As DJ Moore nears his receiving record, Geroy Simon reflects on bittersweet Terps career

His name has long since faded from the memory of most Maryland football fans, a productive player during a four-year stretch of mostly unproductive teams.

Geroy Simon’s career became a lot more exciting after he left College Park. A 15-year journey through the Canadian Football League included three Grey Cup titles, the league’s 2006 Most Outstanding Player Award and several team and CFL receiving records.


Still, he had highlights in College Park. As a 19-year-old sophomore in 1994, Simon caught a school-record 77 passes (then the most ever in the Atlantic Coast Conference) for 891 yards and five touchdowns, mostly from future CFL quarterback Scott Milanovich. With junior receiver DJ Moore approaching Simon’s single-season record for catches on a team with similar struggles, it’s a year of renewed relevance.

“It was a productive year for me personally, but we didn’t win a lot of games, which was pretty frustrating,” Simon said of those 4-7 Terps. “It’s really tough, because you want to have individual success, but you also want to have team success. When one of those isn’t happening, it makes it hard.”


Simon said he was used in a hybrid wide receiver-fullback-tight end position, playing mostly in the slot in coach Mark Duffner’s run-and-shoot offense. “I caught a lot of balls, a lot of screen passes, a lot of underneath stuff, just because of the way we ran our offense,” Simon said.

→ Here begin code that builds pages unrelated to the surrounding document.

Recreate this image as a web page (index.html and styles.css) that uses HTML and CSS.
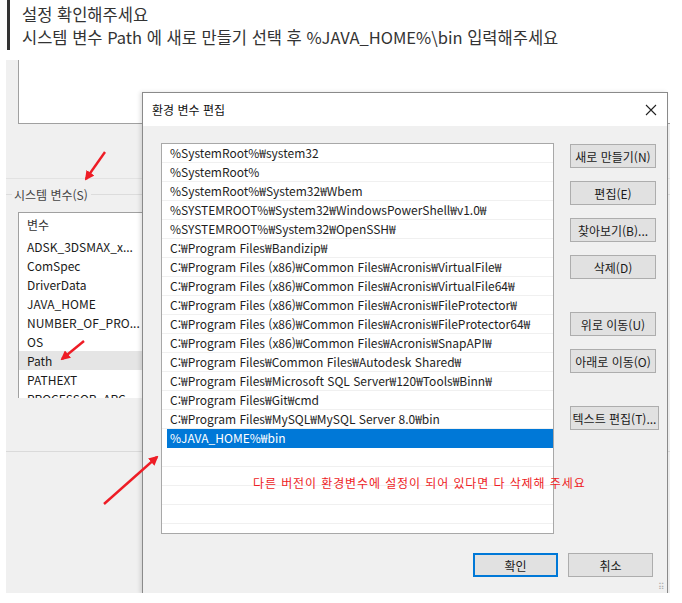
FILE: index.html
```html
<!DOCTYPE html>
<html lang="ko">
<head>
    <meta charset="UTF-8">
    <title>환경 변수 설정</title>
    <link rel="stylesheet" href="styles.css">
</head>
<body>
    <div class="note">
        <p>설정 확인해주세요</p>
        <p>시스템 변수 Path 에 새로 만들기 선택 후 %JAVA_HOME%\bin 입력해주세요</p>
    </div>

    <div class="shot">
        <!-- background window (환경 변수) -->
        <div class="top-box"></div>
        <div class="sep"></div>
        <div class="group-label"><span>시스템 변수(S)</span></div>
        <div class="var-list">
            <div class="var-head"><span>변수</span></div>
            <div class="var-row">ADSK_3DSMAX_x...</div>
            <div class="var-row">ComSpec</div>
            <div class="var-row">DriverData</div>
            <div class="var-row">JAVA_HOME</div>
            <div class="var-row">NUMBER_OF_PRO...</div>
            <div class="var-row">OS</div>
            <div class="var-row hover">Path</div>
            <div class="var-row">PATHEXT</div>
            <div class="var-row">PROCESSOR_ARC...</div>
        </div>
        <div class="bottom-line"></div>

        <!-- edit dialog -->
        <div class="dialog">
            <div class="dialog-title">
                <span>환경 변수 편집</span>
                <svg class="close" width="12" height="12" viewBox="0 0 12 12">
                    <path d="M1 1 L11 11 M11 1 L1 11" stroke="#222" stroke-width="1.1" fill="none"/>
                </svg>
            </div>
            <div class="dialog-body">
                <div class="main-row">
                    <div class="path-list">
                        <div class="path-row">%SystemRoot%₩system32</div>
                        <div class="path-row">%SystemRoot%</div>
                        <div class="path-row">%SystemRoot%₩System32₩Wbem</div>
                        <div class="path-row">%SYSTEMROOT%₩System32₩WindowsPowerShell₩v1.0₩</div>
                        <div class="path-row">%SYSTEMROOT%₩System32₩OpenSSH₩</div>
                        <div class="path-row">C:₩Program Files₩Bandizip₩</div>
                        <div class="path-row">C:₩Program Files (x86)₩Common Files₩Acronis₩VirtualFile₩</div>
                        <div class="path-row">C:₩Program Files (x86)₩Common Files₩Acronis₩VirtualFile64₩</div>
                        <div class="path-row">C:₩Program Files (x86)₩Common Files₩Acronis₩FileProtector₩</div>
                        <div class="path-row">C:₩Program Files (x86)₩Common Files₩Acronis₩FileProtector64₩</div>
                        <div class="path-row">C:₩Program Files (x86)₩Common Files₩Acronis₩SnapAPI₩</div>
                        <div class="path-row">C:₩Program Files₩Common Files₩Autodesk Shared₩</div>
                        <div class="path-row">C:₩Program Files₩Microsoft SQL Server₩120₩Tools₩Binn₩</div>
                        <div class="path-row">C:₩Program Files₩Git₩cmd</div>
                        <div class="path-row">C:₩Program Files₩MySQL₩MySQL Server 8.0₩bin</div>
                        <div class="path-row selected">%JAVA_HOME%₩bin</div>
                        <div class="path-row"></div>
                        <div class="path-row"></div>
                        <div class="path-row"></div>
                        <div class="path-row"></div>
                    </div>
                    <div class="side-buttons">
                        <button class="btn">새로 만들기(N)</button>
                        <button class="btn">편집(E)</button>
                        <button class="btn">찾아보기(B)...</button>
                        <button class="btn">삭제(D)</button>
                        <button class="btn gap">위로 이동(U)</button>
                        <button class="btn">아래로 이동(O)</button>
                        <button class="btn gap wide">텍스트 편집(T)...</button>
                    </div>
                </div>
                <div class="footer">
                    <button class="btn ok">확인</button>
                    <button class="btn">취소</button>
                </div>
            </div>
            <div class="grip">⠿</div>
        </div>

        <div class="red-note">다른 버전이 환경변수에 설정이 되어 있다면 다 삭제해 주세요</div>

        <!-- red arrows drawn on the screenshot -->
        <svg class="arrows" width="664" height="533" viewBox="0 0 664 533">
            <defs>
                <marker id="head" viewBox="0 0 10 10" refX="8" refY="5" markerWidth="4" markerHeight="4" orient="auto">
                    <path d="M0 0 L10 5 L0 10 Z" fill="#ee1c25"/>
                </marker>
            </defs>
            <line x1="99" y1="92" x2="80" y2="119" stroke="#ee1c25" stroke-width="2.4" marker-end="url(#head)"/>
            <line x1="78" y1="281" x2="56" y2="299" stroke="#ee1c25" stroke-width="2.4" marker-end="url(#head)"/>
            <line x1="98" y1="444" x2="151" y2="397" stroke="#ee1c25" stroke-width="2.4" marker-end="url(#head)"/>
        </svg>
    </div>
</body>
</html>
```

FILE: styles.css
```css
body {
    margin: 0;
    background: #ffffff;
    font-family: "Noto Sans CJK KR", "Noto Sans", sans-serif;
    width: 682px;
    height: 603px;
    overflow: hidden;
}
.note {
    margin-left: 7px;
    border-left: 3px solid #333333;
    padding: 3px 0 4px 12px;
    height: 43px;
    color: #333333;
    font-size: 16.5px;
}
.note p {
    margin: 0;
    line-height: 23px;
}

/* screenshot area */
.shot {
    position: relative;
    margin: 10px 0 0 6px;
    width: 664px;
    height: 533px;
    background: #f0f0f0;
    overflow: hidden;
    font-size: 12px;
    color: #1a1a1a;
}
.top-box {
    margin-left: 12px;
    height: 63px;
    background: #ffffff;
    border-left: 1px solid #a0a0a0;
    border-bottom: 1px solid #a0a0a0;
}
.sep {
    margin-top: 54px;
    height: 1px;
    background: #e2e2e2;
}
.group-label {
    display: flex;
    align-items: center;
    margin-top: 7px;
    height: 16px;
}
.group-label::before {
    content: "";
    width: 6px;
    height: 1px;
    background: #dcdcdc;
}
.group-label::after {
    content: "";
    flex: 1;
    height: 1px;
    background: #dcdcdc;
}
.group-label span {
    padding: 0 3px 0 2px;
    color: #444;
}
.var-list {
    margin: 10px 0 0 12px;
    width: 140px;
    height: 185px;
    background: #ffffff;
    border-left: 1px solid #a0a0a0;
    border-top: 1px solid #a0a0a0;
    overflow: hidden;
}
.var-head {
    height: 24px;
    display: flex;
    align-items: center;
    padding-left: 8px;
}
.var-head span {
    flex: 1;
    line-height: 24px;
    border-right: 1px solid #e5e5e5;
    margin-right: 5px;
    color: #333;
}
.var-row {
    height: 19px;
    line-height: 19px;
    padding-left: 8px;
    white-space: nowrap;
}
.var-row.hover {
    background: #e5e5e5;
}
.bottom-line {
    margin-top: 53px;
    height: 1px;
    background: #dadada;
}

/* dialog */
.dialog {
    position: absolute;
    left: 136px;
    top: 32px;
    width: 524px;
    height: 500px;
    background: #f0f0f0;
    border: 1px solid #8a8a8a;
    box-shadow: -2px 0 4px rgba(0, 0, 0, 0.12);
}
.dialog-title {
    height: 33px;
    background: #ffffff;
    display: flex;
    align-items: center;
    justify-content: space-between;
    padding: 0 10px 0 9px;
}
.dialog-title span {
    color: #111;
}
.dialog-body {
    padding: 17px 14px 0 18px;
}
.main-row {
    display: flex;
    gap: 16px;
}
.path-list {
    flex: none;
    width: 391px;
    height: 389px;
    background: #ffffff;
    border: 1px solid #a8a8a8;
    overflow: hidden;
}
.path-row {
    height: 18px;
    line-height: 18px;
    border-bottom: 1px solid #f0f0f0;
    padding-left: 8px;
    white-space: nowrap;
    color: #1e1e1e;
}
.path-row.selected {
    background: #0078d7;
    color: #ffffff;
    margin-left: 5px;
    padding-left: 3px;
    border-bottom-color: #0078d7;
}
.side-buttons {
    display: flex;
    flex-direction: column;
    align-items: flex-start;
    gap: 13px;
    padding-top: 1px;
}
.btn {
    width: 86px;
    height: 24px;
    padding: 0;
    background: #e1e1e1;
    border: 1px solid #adadad;
    font-family: "Noto Sans CJK KR", "Noto Sans", sans-serif;
    font-size: 12px;
    color: #1a1a1a;
    white-space: nowrap;
}
.btn.gap {
    margin-top: 20px;
}
.btn.wide {
    width: 89px;
}
.footer {
    display: flex;
    justify-content: flex-end;
    gap: 10px;
    margin-top: 19px;
}
.footer .btn {
    width: 85px;
}
.btn.ok {
    border: 2px solid #0078d7;
}
.grip {
    position: absolute;
    right: 2px;
    bottom: 0;
    font-size: 9px;
    color: #b0b0b0;
}
.red-note {
    position: absolute;
    left: 247px;
    top: 414px;
    color: #ee1c25;
    font-size: 12px;
    letter-spacing: 0.9px;
}
.arrows {
    position: absolute;
    left: 0;
    top: 0;
}
```
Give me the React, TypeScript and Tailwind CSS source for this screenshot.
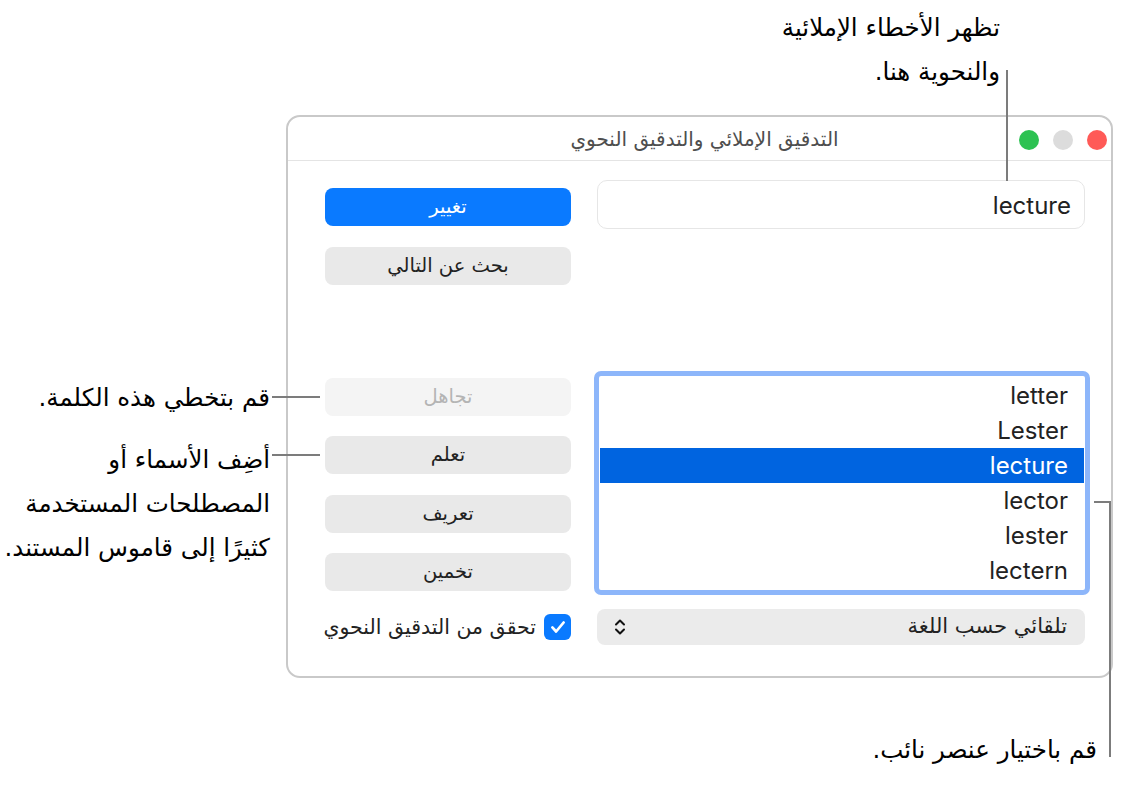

The Terps had only one winning season in Simon’s Maryland career — they went 6-5 in 1995 — and Duffner was fired after his senior year.

“The whole time there, I was fairly successful as an individual, but the team success wasn’t there, for whatever reason,” Simon said. “I felt we had very good players. We just didn’t have the total team that we needed to win consistently.”

He remains second on Maryland’s all-time list for career receptions (185), eight behind Jermaine Lewis, who was a year ahead of Simon in College Park. After spending part of the 1997 NFL season on the Pittsburgh Steelers’ practice squad, he headed to Canada.

The CFL game suited Simon very well. After spending his first two years with the Winnipeg Blue Bombers, Simon played the next 11 with the B.C. Lions, finishing with over 1,000 receiving yards in nine of those seasons.

Simon earned the league’s top individual honor in 2006 after catching 105 passes for 1,856 yards and 15 touchdowns, all career highs. The Lions won their first of two Grey Cup titles with Simon that year, adding a second in 2011. Simon won his third in 2013 with the Saskatchewan Roughriders, his last year.

“Fifteen years up here, broke records, and three championships, which I’m most proud of,” said Simon, who set a Lions record for touchdown catches (93) and a CFL record for receiving yards (16,352). He was also a six-time All-Star in the league.

Simon, who as the Lions’ director of Canadian scouting and player personnel assistant does most of his scouting of U.S. college teams on the West Coast, still tries to follow the Terps.


“I keep up on Maryland’s record, I keep up with a few things that go on with the program. Obviously, being an alum and working in football, I hope one day to have an opportunity to work at the University of Maryland in the football program,” Simon said. “I don’t know Maryland like I would know a [University of] Washington or someone I would deal with on a weekly basis.”

What he’s seen of Moore entering the 4-7 Terps’ game Saturday against No. 10 Penn State (9-2) has made a positive impression.

”I’ve watched a little bit of film on him,” Simon said. “He’s got very good speed, but he’s a bit of a cruiser. It’s like deceptive speed. He almost runs like a running back.”

Simon first learned that his school record for receptions was being threatened when a reporter called him Friday. Moore has a Big Ten Conference-best 72 catches this season, five short of Simon’s mark.

“I knew he was very productive, but I wasn’t sure how he close he was. I wasn’t following the stats that closely,” Simon said. “I didn’t know he was that close to it until you mentioned it.”

But Simon did know that the Terps have had to play several quarterbacks this season because of various injuries, starting four in their first 11 games.


“That’s kind of tough going, when you have that many guys trying to throw the ball and getting it to you,” he said. “That makes it even more impressive that he’s continued his production, regardless of who’s playing quarterback.”